Beginning with the first line below, please repeat the material exactly, ending with the line that includes "import React from 'react';".
-*-
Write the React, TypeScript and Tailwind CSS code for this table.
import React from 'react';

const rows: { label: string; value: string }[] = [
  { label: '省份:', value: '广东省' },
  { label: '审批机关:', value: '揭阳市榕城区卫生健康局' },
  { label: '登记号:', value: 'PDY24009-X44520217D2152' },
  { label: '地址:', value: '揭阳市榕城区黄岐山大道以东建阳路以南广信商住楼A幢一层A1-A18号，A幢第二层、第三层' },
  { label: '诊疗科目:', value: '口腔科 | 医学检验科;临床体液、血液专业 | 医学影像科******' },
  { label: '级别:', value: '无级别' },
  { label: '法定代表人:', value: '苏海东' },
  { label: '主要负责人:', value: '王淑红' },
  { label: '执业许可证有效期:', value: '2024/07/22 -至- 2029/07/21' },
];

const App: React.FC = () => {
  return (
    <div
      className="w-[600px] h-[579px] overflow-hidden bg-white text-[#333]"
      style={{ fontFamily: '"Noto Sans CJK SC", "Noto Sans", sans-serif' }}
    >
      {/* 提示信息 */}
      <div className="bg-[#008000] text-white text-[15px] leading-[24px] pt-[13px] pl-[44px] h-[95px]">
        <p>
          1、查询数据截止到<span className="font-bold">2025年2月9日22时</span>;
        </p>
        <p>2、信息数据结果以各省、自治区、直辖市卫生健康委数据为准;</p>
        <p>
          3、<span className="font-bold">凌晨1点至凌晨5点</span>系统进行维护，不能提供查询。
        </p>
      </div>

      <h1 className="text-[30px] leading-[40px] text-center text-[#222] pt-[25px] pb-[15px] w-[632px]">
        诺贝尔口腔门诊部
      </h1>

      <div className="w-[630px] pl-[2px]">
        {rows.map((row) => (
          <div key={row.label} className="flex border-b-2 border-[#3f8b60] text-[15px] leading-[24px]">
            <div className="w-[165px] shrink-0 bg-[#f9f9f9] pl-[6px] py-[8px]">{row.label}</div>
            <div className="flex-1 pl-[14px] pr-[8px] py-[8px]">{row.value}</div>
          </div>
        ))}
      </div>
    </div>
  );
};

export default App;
-*-
◆ Answer below:
Write the React, TypeScript and Tailwind CSS code for this table.
import React from 'react';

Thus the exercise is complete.